Molecular Epidemiology of Extraintestinal Pathogenic Escherichia coli Causing Hemorrhagic Pneumonia in Mink in Northern China

Abstract

The molecular epidemiology and biological characteristics of Escherichia coli associated with hemorrhagic pneumonia (HP) mink from five Chinese Provinces were determined. From 2017 to 2019, 85 E. coli strains were identified from 115 lung samples of mink suffering from HP. These samples were subjected to serotyping, antimicrobial susceptibility, detection of virulence genes, phylogenetic grouping, whole-genome sequencing, drug resistant gene, multilocus sequence typing (MLST) and biofilm-forming assays. E. coli strains were divided into 18 serotypes. Thirty-nine E. coli strains belonged to the O11 serotype. Eighty-five E. coli strains were classified into seven phylogenetic groups: E (45.9%, 39/85), A (27.1%, 23/85), B1 (14.1%, 12/85), B2 (3.7%, 3/85), D (3.7%, 3/85), F (2.4%, 2/85) and clade I (1.2%, 1/85). MLST showed that the main sequence types (STs) were ST457 (27/66), All E. coli strains had ≥4 virulence genes. The prevalence of virulence was 98.8% for yijp and fimC, 96.5% for iucD, 95.3% for ompA, 91.8% for cnf-Ⅰ, 89.4% for mat, 82.3% for hlyF, and 81.2% for ibeB. The prevalence of virulence genes iss, cva/cvi, aatA, ibeA, vat, hlyF, and STa was 3.5-57.6%. All E. coli strains were sensitive to sulfamethoxazole, but high resistance was shown to tetracycline (76.5%), chloramphenicol (71.8%), ciprofloxacin (63.5%) and florfenicol (52.9%), resistance to other antibiotics was 35.3-16.5%. The types and ratios of drug-resistance genes were tet(A), strA, strB, sul2, oqxA, blaTEM-1B, floR, and catA1 had the highest frequency from 34%-65%, which were consistent with our drug resistance phenotype tetracycline, florfenicol, quinolones, chloramphenicol, the bla-NDM-I and mcr-I were presented in ST457 strains. Out of 85 E. coli strains, six (7.1%) possessed a strong ability, 12 (14.1%) possessed a moderate ability, and 64 (75.3%) showed a weak ability to form biofilm. Our data will aid understanding of the epidemiological background and provide a clinical basis for HP treatment in mink caused by E. coli.

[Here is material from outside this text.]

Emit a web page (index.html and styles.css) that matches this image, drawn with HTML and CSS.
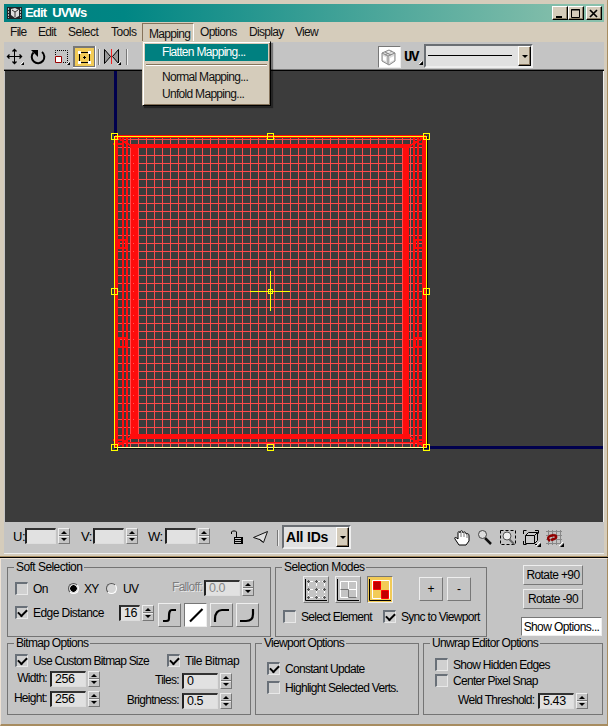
FILE: index.html
```html
<!DOCTYPE html>
<html lang="en">
<head>
<meta charset="utf-8">
<title>Edit UVWs</title>
<link rel="stylesheet" href="styles.css">
</head>
<body>
<main class="editor">
  <header class="titlebar">
    <svg class="logo" width="15" height="12" viewBox="0 0 15 12"><path fill="#202528" d="M0 0h15v12H0z"/><path d="M1.5 1v10M13.5 1v10" stroke="#bbb" stroke-dasharray="2 1"/><path fill="#ddd" d="M4 2l4-1 4 2v6l-4 2-4-3z"/><path fill="none" stroke="#333" d="M5 3l3 2 3-2M8 5v5"/></svg>
    <h1>Edit UVWs</h1>
    <div class="winbtns">
      <button><svg width="13" height="11"><path d="M3 9h6" stroke="#000" stroke-width="2"/></svg></button><button><svg width="13" height="11"><path d="M2.5 1.5h8v8h-8zM2 2h9" fill="none" stroke="#000"/></svg></button><button class="close"><svg width="13" height="11"><path d="M3 2l7 7M10 2l-7 7" stroke="#000" stroke-width="1.7"/></svg></button>
    </div>
  </header>
  <nav class="menubar">
    <span class="m-file">File</span><span class="m-edit">Edit</span><span class="m-select">Select</span><span class="m-tools">Tools</span>
    <span class="m-mapping">Mapping</span>
    <span class="m-options">Options</span><span class="m-display">Display</span><span class="m-view">View</span>
    <div class="menu">
      <span class="item active">Flatten Mapping...</span>
      <span class="rule"></span>
      <span class="item">Normal Mapping...</span>
      <span class="item">Unfold Mapping...</span>
    </div>
  </nav>
  <div class="toolbar">
    <svg class="tools" width="128" height="28" viewBox="4 42 128 28">
      <g stroke="#000" fill="none"><path d="M8 56.500h13M14.500 50v13" /><path d="M12.500 51.500l2-2 2 2M12.500 61.500l2 2 2-2M9.500 54.500l-2 2 2 2M19.500 54.500l2 2-2 2" stroke-width="1.4"/></g>
      <path d="M33.500 52.500a6.300 6.300 0 1 0 8.500-.5" fill="none" stroke="#000" stroke-width="2"/><path d="M31 50h7v7z"/>
      <path d="M55.500 55V50.500H67.500V62.500H62" fill="none" stroke="#000" stroke-dasharray="1 1"/><path d="M55.500 56.500h6v6h-6z" fill="#fff" stroke="#900"/>
      <path d="M73 46h23v22H73z" fill="#fff"/><path d="M73 46h22v21H73z" fill="#777"/><path d="M75 48h19v18H75z" fill="#f2cb57"/>
      <path d="M79.500 52.500h10v10h-10zM84.500 56v3M83 57.500h3" fill="none" stroke="#000"/><path d="M78 51h3v3h-3zM88 51h3v3h-3zM78 61h3v3h-3zM88 61h3v3h-3z" fill="#fff"/>
      <path d="M98.500 49v16M126.500 49v16" stroke="#777"/><path d="M99.500 49v16M127.500 49v16" stroke="#eee"/>
      <path d="M104.500 49.500v14l6-7zM118.500 49.500v14l-6-7z" fill="#999" stroke="#000"/><path d="M111.500 49v15" stroke="#e22"/>
      <path d="M24 62v3h-3zM70 62v3h-3zM121 62v3h-3z"/><path d="M23.500 61.500l-3 3M69.500 61.500l-3 3M120.500 61.500l-3 3" stroke="#fff"/>
    </svg>
    <div class="cube"><svg width="20" height="20"><path d="M3 6l7-3 6 3v8l-6 4-7-4z" fill="#ddd" stroke="#888"/><path d="M3 6l6 3 7-3M9 9v8M6 5l6 3M13 4L6 8" fill="none" stroke="#888"/><path d="M4 9l3 1v4l-3-1zM11 11l4-2v4l-4 2zM8 5l2-1 2 1-2 1z" fill="#fff"/></svg></div>
    <span class="uv">UV</span>
    <svg class="flyout" width="4" height="4"><path d="M4 0v4H0z"/><path d="M0 3L3 0" stroke="#fff"/></svg>
    <div class="select line"><svg width="84" height="2"><path d="M0 .5h84" stroke="#000"/></svg><i class="drop"><b class="down"></b></i></div>
  </div>
  <div class="viewport">
    <svg width="597" height="451" viewBox="6 71 597 451" shape-rendering="crispEdges">
      <defs>
        <pattern id="grid" x="114" y="139" width="8" height="8" patternUnits="userSpaceOnUse"><path d="M.5 0v8M0 .5h8" stroke="#ff4b4b" fill="none"/></pattern>
        <pattern id="dots" x="130" y="139" width="8" height="8" patternUnits="userSpaceOnUse"><path fill="#ff5555" d="M3 0h1v1H3z"/></pattern>
      </defs>
      <path fill="#00004d" d="M114 71h3v65h-3zM426 446h177v3H426z"/>
      <path fill="#070707" d="M427 137h1v310h-1zM115 448h311v1H115z"/>
      <path fill="url(#grid)" d="M115 137h311v310H115z"/>
      <g fill="#ff0c0c">
        <path d="M115 135h311v1H115zM115 137h311v1H115zM115 137h3v310h-3zM122 137h2v310h-2zM126 137h2v310h-2zM131 144h7v294h-7zM403 144h6v294h-6zM413 137h2v310h-2zM417 137h2v310h-2zM422 137h4v310h-4zM130 144h280v4H130zM130 434h280v5H130zM118 442h304v1H118z"/>
        <path d="M113 143h11v2h-11zM113 439h11v2h-11zM418 143h9v2h-9zM418 439h9v2h-9z"/>
      </g>
      <g fill="none" stroke="#ff0c0c" stroke-width="2"><path d="M118 138l15 9M423 138l-15 9M117 446l17-10M424 446l-17-10"/><path d="M119 240h7v8h-7zM119 338h7v9h-7zM415 240h8v8h-8zM415 338h8v9h-8z"/></g>
      <path fill="url(#dots)" d="M130 148h8v286h-8z"/>
      <path d="M114.500 136.500h312v311h-312z" fill="none" stroke="#ffff00"/>
      <path d="M117 447.500h307" stroke="#ffffa0"/>
      <g fill="none" stroke="#ffff00"><path d="M111.500 133.500h6v6h-6zM267.500 133.500h6v6h-6zM423.500 133.500h6v6h-6zM111.500 288.500h6v6h-6zM423.500 288.500h6v6h-6zM111.500 444.500h6v6h-6zM267.500 444.500h6v6h-6zM423.500 444.500h6v6h-6z"/></g>
      <path d="M250 291.500h40M270.500 271v40" stroke="#ffff00"/><path d="M268.500 289.500h4v4h-4z" fill="none" stroke="#ffff00"/>
    </svg>
  </div>
  <div class="coords">
    <label class="c-u">U:</label><i class="field wide"></i><i class="spin"></i>
    <label class="c-v">V:</label><i class="field wide"></i><i class="spin"></i>
    <label class="c-w">W:</label><i class="field wide"></i><i class="spin"></i>
    <svg class="lock" width="54" height="18" viewBox="228 528 54 18"><path d="M231.500 534v-2l1-1h3l1 1v5" fill="none" stroke="#000"/><path d="M234 537h9v7h-9z"/><path d="M235 538.500h6M235 540.500h6M235 542.500h6" stroke="#c4c4c4"/><path d="M253.500 537.500l14-6-4 11-4-3zM263 542l-4-3" fill="#ddd" stroke="#111"/><path d="M277.500 530v16" stroke="#777"/><path d="M278.500 530v16" stroke="#eee"/></svg>
    <div class="select ids"><span>All IDs</span><i class="drop"><b class="down"></b></i></div>
    <svg class="viewtools" width="116" height="20" viewBox="452 527 116 20">
      <path d="M459 545l-4-6c-1-2 1-2 3 0v-6c0-2 2-2 2 0 0-3 3-3 3 0 1-2 3-1 3 1 2-1 3 0 3 2v5l-3 4z" fill="#fff" stroke="#000"/><path d="M461 532v5M464 532v5M467 534v4" stroke="#777"/>
      <path d="M485 538l6 6" stroke="#111" stroke-width="2.500"/><circle cx="482.500" cy="534.500" r="4" fill="#ddd" stroke="#444"/>
      <path d="M500.500 530.500h15v14h-15z" fill="none" stroke="#000" stroke-dasharray="3 2"/><path d="M509 539l5 5" stroke="#666" stroke-width="2"/><circle cx="507" cy="536" r="4" fill="#eee" stroke="#555"/>
      <path d="M523.500 534v-3.500h3M535 530.500h3.500v3M523.500 541v3.500h3M535 544.500h3" fill="none" stroke="#000"/><path d="M525.500 535.500h9v8h-9zM525.500 535.500l3-3h9l-3 3M537.500 532.500v8l-3 3" fill="#ccc" stroke="#000"/>
      <path d="M548.500 530v15M552.500 530v15M556.500 530v15M560.500 530v15M546 531.500h16M546 535.500h16M546 539.500h16M546 543.500h16" stroke="#888"/><path d="M550 541c-3-2-2-4 0-5l4-1M554 535c3 1 3 3 0 4l-3 1" fill="none" stroke="#900000" stroke-width="2.500"/>
      <path d="M541 543v4h-4zM564 543v4h-4z"/><path d="M540 542l-4 4M563 542l-4 4" stroke="#fff"/>
    </svg>
  </div>
</main>
<section class="panel">
  <div class="row top">
    <fieldset class="soft">
      <legend>Soft Selection</legend>
      <div class="line1"><i class="check"></i><span class="on">On</span><i class="radio sel"></i><span class="xy">XY</span><i class="radio"></i><span class="ruv">UV</span><span class="falloff">Falloff:</span><i class="field f-fall">0.0</i><i class="spin"></i></div>
      <div class="line2"><i class="check on1"></i><span class="edge">Edge Distance</span><i class="field f-edge">16</i><i class="spin"></i>
        <div class="curves"><button><svg width="21" height="22"><path d="M4 17h3c3 0 3-1 3-4s0-7 3-7h4"/></svg></button><button class="lit"><svg width="21" height="22"><path d="M5 17.500L17.500 5"/></svg></button><button><svg width="21" height="22"><path d="M4 18v-3c0-6 3-9 7-9h7"/></svg></button><button><svg width="21" height="22"><path d="M3 17h6c5 0 7-3 7-7V5"/></svg></button></div>
      </div>
    </fieldset>
    <fieldset class="modes">
      <legend>Selection Modes</legend>
      <div class="modebtns">
        <button><svg width="24" height="24"><path d="M1.500 1v21.500H23" stroke="#000" fill="none"/><path d="M4 3.500h18M4 11.500h18M4 19.500h18M4.500 3v17M12.500 3v17M20.500 3v17" stroke="#fff" stroke-dasharray="5 2"/><path d="M3 3.500h3M11 3.500h3M19 3.500h3M3 11.500h3M11 11.500h3M19 11.500h3M3 19.500h3M11 19.500h3M19 19.500h3M4.500 2v3M12.500 2v3M20.500 2v3M4.500 10v3M12.500 10v3M20.500 10v3M4.500 18v3M12.500 18v3M20.500 18v3" stroke="#555"/></svg></button>
        <button><svg width="24" height="24"><path d="M1.500 1v21.500H23" stroke="#000" fill="none"/><path d="M4.500 3.500h16v16h-16zM12.500 4v16M4 11.500h16" fill="none" stroke="#fff"/><path d="M4.500 11.500h8v8h8" fill="none" stroke="#777"/></svg></button>
        <button class="gold"><svg width="24" height="24"><path d="M1.500 1v21.500H23" stroke="#000" fill="none"/><path d="M4.500 2.500h17v18h-17z" fill="#f2cb57" stroke="#fff"/><path d="M5.500 3.500h7v8h-7zM13.500 12.500h7v8h-7z" fill="#c00000" stroke="#f00"/></svg></button>
        <button class="pm plus">+</button><button class="pm">-</button>
      </div>
      <div class="modechecks"><i class="check"></i><span class="selel">Select Element</span><i class="check on1"></i><span>Sync to Viewport</span></div>
    </fieldset>
    <div class="actions"><button>Rotate +90</button><button>Rotate -90</button><button class="show">Show Options...</button></div>
  </div>
  <div class="row bottom">
    <fieldset class="bitmap">
      <legend>Bitmap Options</legend>
      <div class="bchecks"><i class="check on1"></i><span class="custom">Use Custom Bitmap Size</span><i class="check on1"></i><span class="tile">Tile Bitmap</span></div>
      <div class="bfields">
        <div class="bcol left"><div><label>Width:</label><i class="field f35">256</i><i class="spin"></i></div><div><label>Height:</label><i class="field f35">256</i><i class="spin"></i></div></div>
        <div class="bcol right"><div><label>Tiles:</label><i class="field f35">0</i><i class="spin"></i></div><div><label>Brightness:</label><i class="field f35">0.5</i><i class="spin"></i></div></div>
      </div>
    </fieldset>
    <fieldset class="vopts">
      <legend>Viewport Options</legend>
      <div class="v1"><i class="check on1"></i><span>Constant Update</span></div>
      <div class="v2"><i class="check"></i><span>Highlight Selected Verts.</span></div>
    </fieldset>
    <fieldset class="unwrap">
      <legend>Unwrap Editor Options</legend>
      <div class="u1"><i class="check"></i><span>Show Hidden Edges</span></div>
      <div class="u2"><i class="check"></i><span>Center Pixel Snap</span></div>
      <div class="u3"><label>Weld Threshold:</label><i class="field f35">5.43</i><i class="spin"></i></div>
    </fieldset>
  </div>
</section>
</body>
</html>
```
FILE: styles.css
```css
* { box-sizing: border-box; }
body { margin: 0; width: 608px; height: 726px; overflow: hidden; background: #d5ccbb; color: #000; font: 12px/14px "Liberation Sans", Arial, sans-serif; }
svg { display: block; flex: none; }
i { font-style: normal; display: block; flex: none; }
span, label { white-space: nowrap; flex: none; }
button { font: inherit; padding: 0; margin: 0; border-radius: 0; color: #000; flex: none; }

.editor { height: 557px; padding: 4px 3px 1px 4px; border-right: 1px solid #a78c60; border-bottom: 1px solid #a78c60; box-shadow: 0 1px #000; background: #d5ccbb; }
.titlebar { display: flex; align-items: center; height: 18px; padding: 0 2px 0 3px; background: linear-gradient(90deg, #008080 0, #008684 20%, #88c0ac 96%); }
.titlebar h1 { margin: 0 0 0 3px; color: #fff; font: bold 13px/18px "Liberation Sans", sans-serif; width: 300px; letter-spacing: -.8px; word-spacing: 3px; }
.winbtns { display: flex; margin-left: auto; }
.winbtns button { width: 16px; height: 14px; background: #d5ccbb; border: 1px solid; border-color: #fff #000 #000 #fff; box-shadow: inset -1px -1px #8b7e66; }
.winbtns .close { margin-left: 2px; }

.menubar { display: flex; position: relative; z-index: 2; height: 20px; line-height: 20px; letter-spacing: -.7px; color: #111; }
.m-file { width: 28px; padding-left: 6px; }
.m-edit { width: 30px; padding-left: 6px; }
.m-select { width: 43px; padding-left: 6px; letter-spacing: -.5px; }
.m-tools { width: 37px; padding-left: 6px; letter-spacing: -.5px; }
.m-mapping { width: 52px; height: 19px; padding-left: 6px; border: 1px solid #85735b; border-right-color: #fff; border-bottom: 0; margin-top: 1px; }
.m-options { width: 49px; padding-left: 6px; }
.m-display { width: 46px; padding-left: 6px; }
.m-view { padding-left: 6px; }
.menu { position: absolute; left: 138px; top: 19px; width: 129px; height: 65px; padding: 2px; background: #d5ccbb; border: 1px solid; border-color: #d5ccbb #000 #000 #d5ccbb; box-shadow: inset 1px 1px #fff, inset -1px -1px #85735b, 2px 2px 1px #0006; }
.menu .item { display: block; height: 17px; padding-left: 17px; line-height: 17px; }
.menu .active { background: #008080; color: #fff; }
.menu .rule { display: block; height: 2px; margin: 3px 1px; border-top: 1px solid #85735b; border-bottom: 1px solid #fff; }

.toolbar { display: flex; height: 29px; background: #c4c4c4; border-bottom: 1px solid #000; box-shadow: inset 0 -1px #777; align-items: flex-start; }
.cube { margin: 4px 0 0 246px; width: 23px; height: 22px; background: #fff; border: 1px solid; border-color: #777 #eee #eee #777; }
.uv { margin: 7px 0 0 3px; font: bold 14px/16px "Liberation Mono", monospace; letter-spacing: -1.3px; width: 15px; }
.flyout { margin: 19px 1px 0 0; }
.select { display: flex; align-items: center; background: #e1e1e1; border: 2px solid; border-color: #6a6e73 #eee #eee #6a6e73; }
.line { width: 109px; height: 24px; margin-top: 2px; padding-left: 2px; }
.drop { display: flex; align-items: center; justify-content: center; width: 13px; height: 20px; margin-left: auto; background: #d5ccbb; border: 1px solid; border-color: #fff #000 #000 #fff; box-shadow: inset -1px -1px #85735b; }
.down { border: 3px solid transparent; border-top-color: #000; border-bottom: 0; }

.viewport { width: 600px; height: 451px; padding-left: 1px; background: #3c3c3c; border-left: 1px solid #c4c4c4; border-right: 1px solid #eee; }
.coords { display: flex; height: 32px; padding-top: 6px; background: #c4c4c4; font-size: 13px; border-bottom: 1px solid #eee; }
.coords label { padding-top: 1px; line-height: 15px; letter-spacing: -.5px; }
.c-u { width: 21px; padding-left: 9px; }
.c-v { width: 23px; padding-left: 11px; }
.c-w { width: 27px; padding-left: 10px; }
.field { height: 16px; padding-left: 3px; line-height: 12px; background: #e1e1e1; border: 2px solid; border-color: #333 #ddd #ddd #222; border-width: 2px 1px 1px 2px; font-size: 12.500px; letter-spacing: -.4px; }
.wide { width: 31px; }
.spin { width: 12px; height: 16px; margin-left: 2px; border: 1px solid; border-color: #eee #777 #777 #eee; background: linear-gradient(#777, #777) 0 6px / 11px 1px no-repeat, linear-gradient(#eee, #eee) 0 7px / 11px 1px no-repeat #c4c4c4; padding: 2px 2px; }
.spin::before { content: ""; display: block; border: 3px solid transparent; border-top: 0; border-bottom-color: #000; }
.spin::after { content: ""; display: block; margin-top: 4px; border: 3px solid transparent; border-bottom: 0; border-top-color: #000; }
.lock { margin-left: 18px; }
.ids { width: 69px; height: 24px; margin-top: -3px; font: bold 14px/20px "Liberation Sans", sans-serif; letter-spacing: -.2px; padding-left: 2px; }
.viewtools { margin: -1px 0 0 101px; }

.panel { height: 168px; margin-top: 1px; padding: 1px 4px 0 6px; background: #c4c4c4; border: solid; border-width: 1px 1px 2px; border-color: #eee2d5 #a78c60 #a78c60 #eee2d5; font-size: 12px; letter-spacing: -.7px; }
.row { display: flex; }
fieldset { margin: 0; padding: 0; min-width: 0; border: 1px solid #747474; flex: none; }
fieldset > div { display: flex; }
legend { height: 14px; margin-left: 6px; padding: 0 2px; line-height: 14px; white-space: nowrap; }
.soft legend, .modes legend { letter-spacing: -.55px; }
.soft { width: 264px; height: 77px; }
.modes { width: 212px; height: 77px; margin-left: 4px; }
.check { width: 13px; height: 13px; background: #d0d0d0; border: 2px solid; border-color: #697078 #e8e8e8 #e8e8e8 #697078; border-width: 2px 1px 1px 2px; }
.on1::before { content: ""; display: block; width: 7px; height: 4px; margin: 1px 0 0 1px; border: solid #000; border-width: 0 0 2px 2px; transform: rotate(-45deg); }
.radio { width: 11px; height: 11px; border-radius: 50%; border: 1px solid; border-color: #555 #fff #fff #555; background: #d5d5d5; }
.radio.sel { background: radial-gradient(#000 0 3px, #d5d5d5 3.500px); }
.line1 { padding: 8px 0 0 7px; height: 32px; }
.line1 .on { width: 35px; margin-left: 5px; }
.line1 .radio { margin: 1px 5px 0 0; }
.line1 .xy { width: 22px; }
.ruv { width: 49px; margin-left: 1px; }
.falloff { width: 32px; margin-top: -2px; color: #7d7d7d; text-shadow: 1px 1px #e8e8e8; }
.f-fall { width: 36px; color: #888; margin-top: -2px; }
.line1 .spin { margin-top: -2px; }
.line2 { padding: 0 0 0 7px; }
.edge { width: 86px; margin-left: 5px; letter-spacing: -.55px; }
.f-edge { width: 21px; margin-top: -1px; }
.line2 .spin { margin-top: -1px; }
.curves { display: flex; gap: 3px; margin: -3px 0 0 4px; }
.curves button, .pm { width: 23px; height: 24px; background: #c4c4c4; border: 1px solid; border-color: #eee #777 #777 #eee; }
.curves path { fill: none; stroke: #000; stroke-width: 2.200; }
.curves .lit { background: #fff; border-color: #777 #eee #eee #777; }
.modebtns { height: 36px; padding: 2px 0 0 27px; gap: 6px; }
.modebtns button { width: 26px; height: 27px; background: #c4c4c4; border: 1px solid; border-color: #eee #777 #777 #eee; }
.modebtns .gold { background: #f2cb57; border-color: #777 #eee #eee #777; }
.modebtns .pm { width: 24px; height: 24px; margin-top: 1px; }
.modebtns .plus { margin-left: 20px; margin-right: -2px; }
.modechecks { padding-left: 7px; }
.selel { width: 82px; margin-left: 5px; }
.modechecks span:last-child { margin-left: 5px; }
.actions { margin: 5px 0 0 34px; }
.actions button { display: block; width: 60px; height: 20px; margin: 0 0 4px 2px; background: #c4c4c4; border: 1px solid; border-color: #eee #777 #777 #eee; letter-spacing: -.6px; white-space: nowrap; }
.actions .show { width: 81px; height: 19px; margin: 8px 0 0; background: #fff; border-color: #777 #eee #eee #777; }
.bottom { margin-top: -1px; }
.bottom fieldset { height: 79px; }
.bitmap { width: 244px; }
.vopts { width: 164px; margin-left: 4px; }
.unwrap { width: 180px; margin-left: 4px; }
.bchecks { padding: 4px 0 0 7px; height: 21px; }
.custom { width: 134px; margin-left: 5px; letter-spacing: -.8px; }
.tile { margin-left: 5px; letter-spacing: -.5px; }
.bfields .bcol > div { display: flex; height: 20px; justify-content: flex-end; }
.bcol.left { width: 92px; }
.bcol.right { width: 132px; padding-top: 2px; }
.bcol label { margin-right: 3px; }
.f35 { width: 36px; }
.v1, .v2, .u1, .u2 { gap: 5px; }
.v1 { padding: 12px 0 0 11px; height: 31px; }
.v2 { padding-left: 11px; }
.u1 { padding: 8px 0 0 11px; height: 24px; }
.u2 { padding-left: 11px; height: 19px; }
.u3 { padding-left: 34px; }
.u3 label { width: 80px; }
```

Keywords: Escherichia coli; hemorrhagic pneumonia; multilocus sequence typing; serotype; virulence.

Figure 1

Geographic distribution of E. coli isolates from minks in this study.

Figure 2

Organs from minks after E. coli infection. (A1–G1) Organs of infected minks. (A–G) Organs of heathy minks. (A, A1) Lung. (B, B1) trachea. (C, C1) Heart. (D, D1) Liver. (E, E1). Spleen. (F, F1) Inner wall of the intestinal tract. (G, G1) Kidney. (H, H1) Renal hemorrhage.

Figure 3

Hispathological changes of Organs from minks after E. coli infection. (A–G) Organs of infected minks. (A1–G1) Organs of heathy minks. (A, A1) Lung. (B, B1) trachea. (C, C1) Heart. (D, D1) Liver. (E, E1). Spleen. (F, F1) the intestinal tract. (G, G1) Kidney.

Figure 4

The serotype distribution of 85 isolated E. coli strains.

Figure 5

Results of antimicrobial susceptibility testing of 85 E. coli strains. TE, tetracycline; CIP, ciprofloxacin; LEV, levofloxacin; C, chloramphenicol; GEN, gentamicin; FFC, florfenicol; CTX, cefotaxime; SPE, spectinomycin; CT, colistin; SMZ, sulfamethoxazole.

Figure 6

Distribution of virulence genes in 85 E. coli strains.

Figure 7

Phylogenetic classification of 85 E. coli strains.

Figure 8

Clustering tree of 66 E. coli strains using multilocus sequence typing by Whole-genome sequencing analysis. The red cube region represents the presence of a drug-resistance gene.

Figure 9

Distribution of drug-resistant genes of 66 E. coli strains by Whole-genome sequencing analysis.

Figure 10

Minimum spanning tree of 66 E. coli strains by Whole-genome sequencing analysis. Each circle represents one ST. The area of the circle corresponds to the number of strains. The color of the circle indicates the area to which the strain belongs.